Silly mistake, oxidation reaction should be: $\ce{Cl2 + 6H2O -> 2 ClO3- + 12 H+ + 10 e-}$ hence solving the mystery of why my answer is wrong.

Answer 1

You have an error half-way through your oxidation half-reaction which probably multiplies itself. You correctly determined the oxidation states so it should be simple to spot it.

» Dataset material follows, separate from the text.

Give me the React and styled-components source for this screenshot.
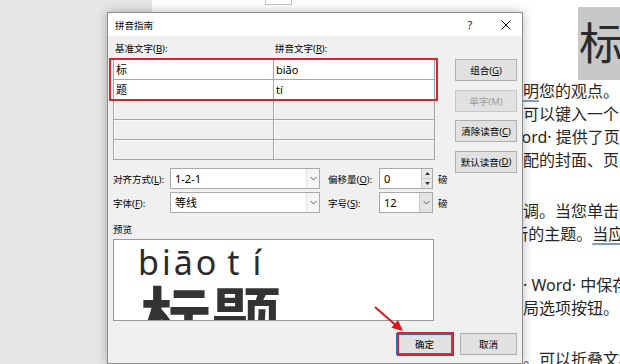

But for reference, here they are:

$$\begin{align}&\overset{\pm 0}{\ce{Cl2}}/\overset{\mathrm{+V}}{\ce{Cl}}\ce{O3-}\\[0.9em] \ce{Cl2 \phantom{\ce{{} + 6 H2O }} &-> 2 ClO3- + 10 e-}\tag{Ox1}\\ \ce{Cl2 \phantom{\ce{{} + 6 H2O }} &-> 2 ClO3- + 10 e- + 12 H+}\tag{Ox2}\\ \ce{Cl2 + 6 H2O &-> 2 ClO3- + 10 e- + 12 H+}\tag{Ox3} \end{align}$$

Thenceforth it should be clear to see that you need five reductions per oxidation, thus the redox equation is:

$$\begin{align}\ce{6 Cl2 + 6 H2O &-> 2 ClO3 + 10 Cl- + 12 H+}\tag{Redox1}\\ \ce{3 Cl2 + 3 H2O &-> ClO3 + 5 Cl- + 6 H+}\tag{Redox2}\end{align}$$

(The second version is the first but divided by two; you only have even coefficients.)